Unsere Tiere sind jedoch noch da und warten bereits ungeduldig auf das Essen. Das Kind gibt noch Salz dazu (Bilderbuch). Die Tiere rufen ungeduldig:

Mami, Papi ich han Hunger!
Wo, wo, wo?
Do, do, do!

Bevor die Tiere essen (Bilderbuch), gibt es noch ein:

Ma-ma, Mutschi
un, deux, trois
buon appetito
en Guete mitenand!

Und nun folgt in der Geschichte der Überraschungseffekt: Die Suppe schmeckt schrecklich! Susanne Strasser hat diese Szene wunderbar illustriert und mit meiner entsprechenden Mimik finden es die Kinder sehr lustig. Dass etwas «gruusig» ist, kennen sie bestimmt aus ihrem eigenen Alltag.

8_Szene mit Schwein

(Bild 8) Verspätet trifft das Schwein dazu (Bilderbuch), riecht an der Suppe und ruft «Puuh, was für ä Stinkbrüehe!» und zum Erstaunen der Tiere (und der Kinder) ist es seine Lieblingssuppe. Es trinkt den ganzen Topf leer. Und was nun? Den Schluss der Geschichte verrate ich hier nicht!

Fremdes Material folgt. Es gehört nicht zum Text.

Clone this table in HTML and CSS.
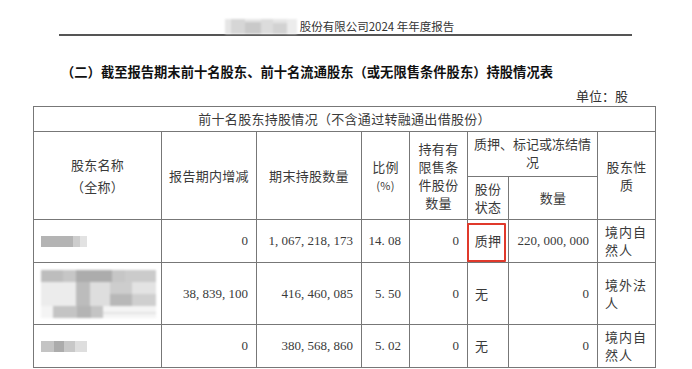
FILE: index.html
```html
<!DOCTYPE html>
<html lang="zh-CN">
<head>
  <meta charset="UTF-8">
  <meta name="viewport" content="width=device-width, initial-scale=1.0">
  <title>股份有限公司2024年年度报告</title>
  <link rel="stylesheet" href="styles.css">
</head>
<body>
  <header class="page-head">
    <svg class="mosaic" width="72" height="15" viewBox="0 0 72 15">
      <rect x="0" y="0" width="72" height="15" fill="#e6e6e6"/>
      <rect x="6" y="0" width="14" height="15" fill="#d6d6d6"/>
      <rect x="20" y="3" width="16" height="12" fill="#c9c9c9"/>
      <rect x="36" y="0" width="12" height="15" fill="#dcdcdc"/>
      <rect x="48" y="4" width="14" height="11" fill="#d2d2d2"/>
      <rect x="62" y="0" width="10" height="15" fill="#ececec"/>
    </svg>
    <span>股份有限公司2024 年年度报告</span>
  </header>

  <h2 class="section-title">（二）截至报告期末前十名股东、前十名流通股东（或无限售条件股东）持股情况表</h2>
  <div class="unit">单位：股</div>

  <table class="holders">
    <colgroup>
      <col style="width:128px">
      <col style="width:95px">
      <col style="width:105px">
      <col style="width:48px">
      <col style="width:58px">
      <col style="width:41px">
      <col style="width:89px">
      <col style="width:58px">
    </colgroup>
    <tr class="caption-row">
      <th colspan="8">前十名股东持股情况（不含通过转融通出借股份）</th>
    </tr>
    <tr class="head-top">
      <th rowspan="2" class="tall">股东名称<br>（全称）</th>
      <th rowspan="2">报告期内增减</th>
      <th rowspan="2">期末持股数量</th>
      <th rowspan="2" class="ratio">比例<br><small>(%)</small></th>
      <th rowspan="2" class="stack">持有有<br>限售条<br>件股份<br>数量</th>
      <th colspan="2" class="pledge">质押、标记或冻结情<br>况</th>
      <th rowspan="2" class="stack">股东性<br>质</th>
    </tr>
    <tr class="head-bottom">
      <th class="state">股份<br>状态</th>
      <th>数量</th>
    </tr>
    <tr class="row-short">
      <td><div class="blur blur-a"></div></td>
      <td class="num">0</td>
      <td class="num">1, 067, 218, 173</td>
      <td class="num">14. 08</td>
      <td class="num">0</td>
      <td class="status mark"><span class="highlight"></span>质押</td>
      <td class="num">220, 000, 000</td>
      <td class="kind">境内自<br>然人</td>
    </tr>
    <tr class="row-long">
      <td>
        <svg class="mosaic" width="115" height="48" viewBox="0 0 115 48">
          <rect x="0" y="0" width="115" height="48" fill="#f4f4f4"/>
          <rect x="0" y="0" width="115" height="12" fill="#c6c6c6"/>
          <rect x="0" y="0" width="22" height="12" fill="#bdbdbd"/>
          <rect x="35" y="0" width="36" height="12" fill="#acacac"/>
          <rect x="84" y="0" width="31" height="12" fill="#cbcbcb"/>
          <rect x="0" y="12" width="35" height="24" fill="#ececec"/>
          <rect x="35" y="12" width="14" height="24" fill="#bcbcbc"/>
          <rect x="49" y="12" width="20" height="24" fill="#dedede"/>
          <rect x="69" y="12" width="22" height="12" fill="#cdcdcd"/>
          <rect x="69" y="24" width="22" height="12" fill="#b8b8b8"/>
          <rect x="91" y="12" width="24" height="12" fill="#e3e3e3"/>
          <rect x="91" y="24" width="24" height="12" fill="#cfcfcf"/>
          <rect x="12" y="36" width="50" height="12" fill="#c4c4c4"/>
          <rect x="36" y="36" width="14" height="12" fill="#b4b4b4"/>
          <rect x="62" y="42" width="53" height="2" fill="#e4e4e4"/>
        </svg>
      </td>
      <td class="num">38, 839, 100</td>
      <td class="num">416, 460, 085</td>
      <td class="num">5. 50</td>
      <td class="num">0</td>
      <td class="status">无</td>
      <td class="num">0</td>
      <td class="kind">境外法<br>人</td>
    </tr>
    <tr class="row-short">
      <td><div class="blur blur-b"></div></td>
      <td class="num">0</td>
      <td class="num">380, 568, 860</td>
      <td class="num">5. 02</td>
      <td class="num">0</td>
      <td class="status">无</td>
      <td class="num">0</td>
      <td class="kind">境内自<br>然人</td>
    </tr>
  </table>
</body>
</html>
```

FILE: styles.css
```css
html, body {
  margin: 0;
  overflow: hidden;
}
body {
  width: 692px;
  height: 369px;
  background-color: #fff;
  color: #333;
  font-family: "Noto Sans CJK SC", "Noto Sans", sans-serif;
}
.page-head {
  margin: 0 60px 0 59px;
  height: 34px;
  border-bottom: 2px solid #555;
  display: flex;
  justify-content: center;
  align-items: flex-end;
  gap: 3px;
  padding-right: 12px;
  font-size: 11.5px;
  line-height: 15px;
  color: #333;
}
.mosaic {
  display: block;
  filter: blur(0.8px);
}
.section-title {
  margin: 26px 0 0 61px;
  font-size: 13.3px;
  line-height: 20px;
  font-weight: bold;
  color: #111;
}
.unit {
  margin-top: 6px;
  padding-right: 64px;
  text-align: right;
  font-size: 13px;
  line-height: 16px;
}
.holders {
  margin: 2px 0 0 33px;
  width: 623px;
  border-collapse: collapse;
  table-layout: fixed;
  font-size: 13px;
  color: #3a3a3a;
}
.holders th,
.holders td {
  border: 1px solid #777;
  padding: 0 2px;
  font-weight: normal;
  line-height: 18px;
  letter-spacing: 0.3px;
  white-space: nowrap;
}
.holders th {
  text-align: center;
}
.caption-row {
  height: 25px;
}
.head-top {
  height: 45px;
}
.head-bottom {
  height: 43px;
}
.holders th.tall {
  line-height: 22px;
}
.ratio small {
  font-size: 11px;
}
.holders th.pledge {
  line-height: 18px;
  padding-top: 3px;
  vertical-align: top;
  letter-spacing: 0;
}
.holders th.state {
  line-height: 18px;
}
.row-short {
  height: 43px;
}
.row-long {
  height: 62px;
}
.holders td:first-child {
  padding-left: 7px;
}
.holders td.num {
  text-align: right;
  font-family: "Liberation Serif", serif;
  padding-right: 8px;
  letter-spacing: 0;
}
.holders td.status {
  position: relative;
  padding-left: 7px;
}
.holders td.mark {
  text-align: center;
  padding: 0;
}
.highlight {
  position: absolute;
  left: -1px;
  top: 3px;
  width: 39px;
  height: 39px;
  box-sizing: border-box;
  border: 2px solid #e0392b;
  border-radius: 1px;
}
.holders td.kind {
  padding: 0 2px 0 7px;
  letter-spacing: 1px;
}
.blur {
  height: 11px;
  filter: blur(0.6px);
}
.blur-a {
  width: 46px;
  background: linear-gradient(to right, #b4b4b4 0, #b4b4b4 70%, #cdcdcd 70%, #cdcdcd 84%, #e2e2e2 84%);
}
.blur-b {
  width: 46px;
  background: linear-gradient(to right, #c4c4c4 0, #c4c4c4 28%, #acacac 28%, #acacac 50%, #c8c8c8 50%, #c8c8c8 74%, #dedede 74%);
}
```
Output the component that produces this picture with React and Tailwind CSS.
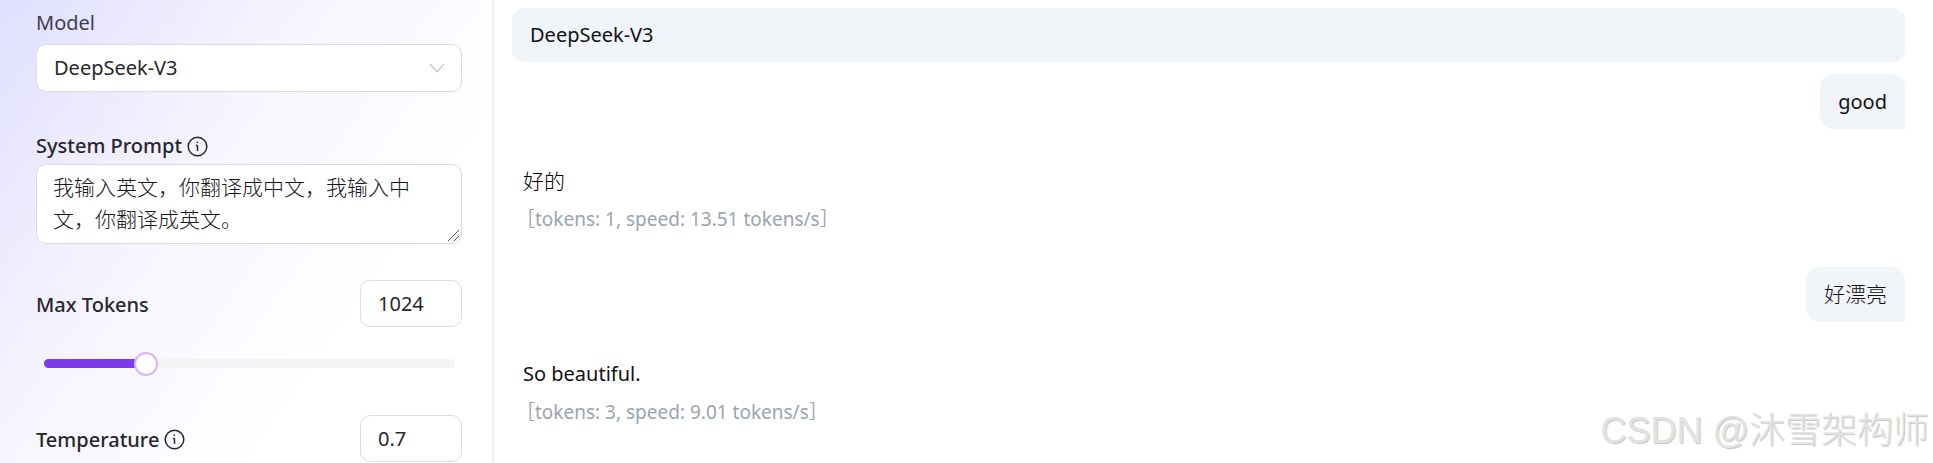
import React from 'react';

const FONT = "font-['Noto_Sans','Noto_Sans_CJK_SC',sans-serif]";

function InfoIcon() {
  return (
    <svg className="h-[21px] w-[21px]" viewBox="0 0 21 21" fill="none" stroke="currentColor" strokeWidth="1.5">
      <circle cx="10.5" cy="10.5" r="9.3" />
      <path d="M10.5 9.5v5.5M8.8 9.5h1.7" />
      <circle cx="10.3" cy="6.3" r="0.5" fill="currentColor" strokeWidth="0.8" />
    </svg>
  );
}

function Label({ children, info }) {
  return (
    <div className="flex items-center gap-[5px] text-[20px] leading-[26px] font-medium text-[#27272a]">
      {children}
      {info && <InfoIcon />}
    </div>
  );
}

function NumberBox({ value }) {
  return (
    <div className="flex h-[47px] w-[102px] items-center rounded-[10px] border border-[#dcdcde] bg-white pt-[1px] pl-[17px] text-[20px] text-[#27272a]">
      {value}
    </div>
  );
}

function Metrics({ children }) {
  return <div className="mt-[12px] h-[26px] pl-[4px] text-[19px] leading-[26px] text-[#9ca3af]">{children}</div>;
}

function UserBubble({ children, cjk }) {
  return (
    <div className="flex justify-end">
      <div className={`flex h-[55px] items-center rounded-[14px] rounded-br-none bg-[#f1f4f9] px-[18px] text-[#111] ${cjk ? 'text-[21px] font-light' : 'pt-[1px] text-[20px]'}`}>
        {children}
      </div>
    </div>
  );
}

export default function App() {
  return (
    <div className={`relative flex h-[463px] w-[1933px] overflow-hidden bg-white ${FONT}`}>
      <aside className="h-full w-[494px] shrink-0 border-r-2 border-[#f1f1f4] bg-[linear-gradient(125deg,#dfdfff_0%,#eeebff_22%,#f8f6ff_42%,#ffffff_72%)] pt-[10px] pr-[30px] pl-[36px]">
        <div className="text-[20px] leading-[26px] text-[#3f3f46]">Model</div>
        <div className="mt-[8px] flex h-[48px] items-center justify-between rounded-[10px] border border-[#dcdcde] bg-white pr-[16px] pl-[17px] text-[20px] text-[#27272a]">
          DeepSeek-V3
          <svg className="h-[10px] w-[16px] text-[#b4b4b8]" viewBox="0 0 16 10" fill="none" stroke="currentColor" strokeWidth="1.1">
            <path d="M1 1l7 8 7-8" />
          </svg>
        </div>

        <div className="mt-[41px]">
          <Label info>System Prompt</Label>
        </div>
        <div className="relative mt-[5px] h-[80px] rounded-[10px] border border-[#dcdcde] bg-white pt-[6px] pr-[40px] pl-[16px] text-[21px] leading-[32px] font-light text-[#18181b]">
          我输入英文，你翻译成中文，我输入中文，你翻译成英文。
          <svg className="absolute right-[1px] bottom-[1px] h-[13px] w-[13px] text-[#555]" viewBox="0 0 13 13" fill="none" stroke="currentColor">
            <path d="M1 12 12 1M7 12l5-5" />
          </svg>
        </div>

        <div className="mt-[36px] flex items-center justify-between">
          <div className="pt-[2px]">
            <Label>Max Tokens</Label>
          </div>
          <NumberBox value="1024" />
        </div>
        <div className="relative mt-[32px] mr-[7px] ml-[8px] h-[9px] rounded-full bg-[#f3f3f4]">
          <div className="h-full w-[100px] rounded-l-full bg-[#7c3aed]" />
          <div className="absolute top-[-7.5px] left-[90px] h-[24px] w-[24px] rounded-full border-2 border-[#d8b4fe] bg-white" />
        </div>

        <div className="mt-[47px] flex items-center justify-between">
          <div className="pt-[2px]">
            <Label info>Temperature</Label>
          </div>
          <NumberBox value="0.7" />
        </div>
      </aside>

      <main className="min-w-0 flex-1 pt-[8px] pr-[28px] pl-[18px]">
        <div className="flex h-[54px] items-center rounded-[12px] bg-[#f1f4f9] pl-[18px] text-[20px] text-[#111]">
          DeepSeek-V3
        </div>
        <div className="mt-[12px]">
          <UserBubble>good</UserBubble>
        </div>
        <div className="mt-[39px] pl-[11px] text-[21px] leading-[26px] font-light text-[#000]">好的</div>
        <Metrics>［tokens: 1, speed: 13.51 tokens/s］</Metrics>
        <div className="mt-[35px]">
          <UserBubble cjk>好漂亮</UserBubble>
        </div>
        <div className="mt-[39px] pl-[11px] text-[20px] leading-[26px] text-[#111]">So beautiful.</div>
        <Metrics>［tokens: 3, speed: 9.01 tokens/s］</Metrics>
      </main>

      <div className="absolute right-[4px] bottom-[11px] text-[36px] leading-[42px] font-light text-[#e2e2e2] [font-family:'Liberation_Sans','Noto_Sans_CJK_SC',sans-serif] [text-shadow:1px_1px_1px_#c4c4c4]">
        CSDN @沐雪架构师
      </div>
    </div>
  );
}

9_Impressionen der Veranstaltung

Via Musikdösli wird die eigentliche Animation beendet. Damit zuhause die Verse in Erinnerung bleiben, gibt es ein Minibook. Bei mir bekommen die Begleitpersonen eine kopierte A4 Seite. Unter Anleitung wird zusammen das Minibook gefaltet. Im Anschluss singen wir das Schlusslied. Mir hat diese Buchstart-Veranstaltung viel Spass gemacht. Ich möchte mich bei allen Kolleginnen bedanken, die mich in irgendeiner Weise inspiriert haben.